AIM
Don't include pictures. Quote the lines below from the first through the line that contains "import React from".

GIVEN INFORMATION
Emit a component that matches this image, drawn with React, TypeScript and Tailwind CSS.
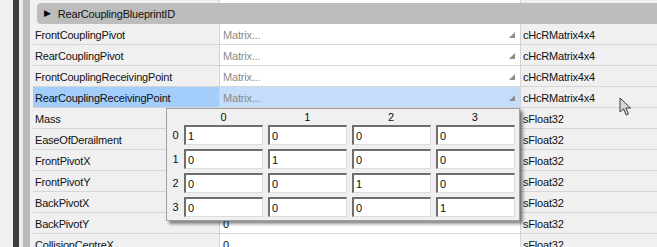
import React from "react";

const rows = [
  { name: "FrontCouplingPivot", value: "Matrix...", type: "cHcRMatrix4x4", matrix: true },
  { name: "RearCouplingPivot", value: "Matrix...", type: "cHcRMatrix4x4", matrix: true },
  { name: "FrontCouplingReceivingPoint", value: "Matrix...", type: "cHcRMatrix4x4", matrix: true },
  { name: "RearCouplingReceivingPoint", value: "Matrix...", type: "cHcRMatrix4x4", matrix: true, selected: true },
  { name: "Mass", value: "", type: "sFloat32" },
  { name: "EaseOfDerailment", value: "", type: "sFloat32" },
  { name: "FrontPivotX", value: "", type: "sFloat32" },
  { name: "FrontPivotY", value: "", type: "sFloat32" },
  { name: "BackPivotX", value: "", type: "sFloat32" },
  { name: "BackPivotY", value: "0", type: "sFloat32" },
  { name: "CollisionCentreX", value: "0", type: "sFloat32" },
];

const matrix = [
  ["1", "0", "0", "0"],
  ["0", "1", "0", "0"],
  ["0", "0", "1", "0"],
  ["0", "0", "0", "1"],
];

const Grip = () => (
  <svg width="6" height="6" viewBox="0 0 6 6" className="shrink-0">
    <polygon points="6,0 6,6 0,6" fill="#8c8c8c" />
  </svg>
);

const Cursor = () => (
  <svg width="14" height="20" viewBox="0 0 14 20">
    <path
      d="M1 1 L1 15 L4.5 11.8 L7.2 18 L9.4 17 L6.8 11 L11.5 11 Z"
      fill="#d8d8d8"
      stroke="#3a3a3a"
      strokeWidth="1"
      strokeLinejoin="miter"
    />
  </svg>
);

const MatrixPopup = () => (
  <div className="absolute left-[166px] top-[108px] w-[354px] h-[113px] bg-[#f0f0f0] border border-[#a0a0a0] shadow-[3px_3px_3px_rgba(0,0,0,0.45)] flex flex-col">
    <div className="flex h-[16px] items-center pl-[17px]">
      {[0, 1, 2, 3].map((c) => (
        <div key={c} className="w-[79px] mr-[5px] text-center leading-none">
          {c}
        </div>
      ))}
    </div>
    <div className="flex flex-col gap-[4px]">
      {matrix.map((r, i) => (
        <div key={i} className="flex h-[20px] items-center">
          <div className="w-[17px] text-center pt-[1px]">{i}</div>
          <div className="flex gap-[5px]">
            {r.map((v, j) => (
              <div
                key={j}
                className="w-[79px] h-[20px] bg-white border-t-2 border-l-2 border-[#6e6e6e] border-r border-b border-r-[#dcdcdc] border-b-[#dcdcdc] pl-[2px] pt-[1px] flex items-center"
              >
                {v}
              </div>
            ))}
          </div>
        </div>
      ))}
    </div>
  </div>
);

export default function App() {
  return (
    <div
      className="relative w-[657px] h-[247px] overflow-hidden bg-[#f0f0f0] flex text-[11px] tracking-[-0.2px] text-[#111]"
      style={{ fontFamily: '"Liberation Sans", Arial, sans-serif' }}
    >
      <div className="w-[13px] bg-[#f0f0f0]" />
      <div className="w-[6px] bg-[#3c3c3c]" />
      <div className="w-[4px] bg-[#ececec]" />
      <div className="w-[7px] bg-[#b9b9b9]" />
      <div className="w-[3px] bg-[#f0f0f0]" />

      <div className="flex-1 flex flex-col">
        <div className="flex h-[3px] shrink-0">
          <div className="w-[187px] border-r border-[#d4d4d4]" />
          <div className="w-[300px] bg-white" />
          <div className="flex-1 border-l border-[#d4d4d4]" />
        </div>
        <div className="h-[21px] shrink-0 ml-[4px] bg-[#bdbdbd] rounded-l-[4px] flex items-center">
          <span className="ml-[7px] mr-[7px] text-[9px] leading-none text-black">▶</span>
          <span className="pt-[1px]">RearCouplingBlueprintID</span>
        </div>
        {rows.map((r) => (
          <div key={r.name} className="flex h-[21px] shrink-0 border-b border-[#d6d6d6]">
            <div
              className={`w-[187px] pl-[2px] pt-[2px] flex items-center border-r border-[#d4d4d4] ${
                r.selected ? "bg-[#a3cdfb]" : ""
              }`}
            >
              {r.name}
            </div>
            <div
              className={`w-[300px] pl-[3px] pr-[5px] pt-[2px] flex items-center justify-between ${
                r.selected ? "bg-[#c4ddfa]" : "bg-white"
              } ${r.matrix ? "text-[#8a8a8a]" : ""}`}
            >
              <span>{r.value}</span>
              {r.matrix && <Grip />}
            </div>
            <div className="flex-1 pl-[2px] pt-[2px] flex items-center border-l border-[#d4d4d4]">
              {r.type}
            </div>
          </div>
        ))}
      </div>

      <MatrixPopup />

      <div className="absolute left-[619px] top-[97px]">
        <Cursor />
      </div>
    </div>
  );
}
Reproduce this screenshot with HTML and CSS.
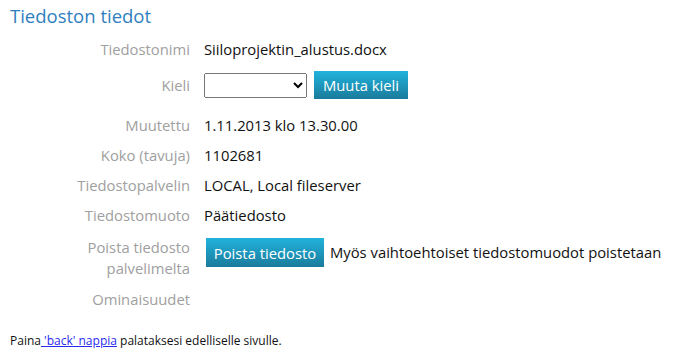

EXERCISE ANSWER
Emit a component that matches this image, drawn with React, TypeScript and Tailwind CSS.
import React from "react";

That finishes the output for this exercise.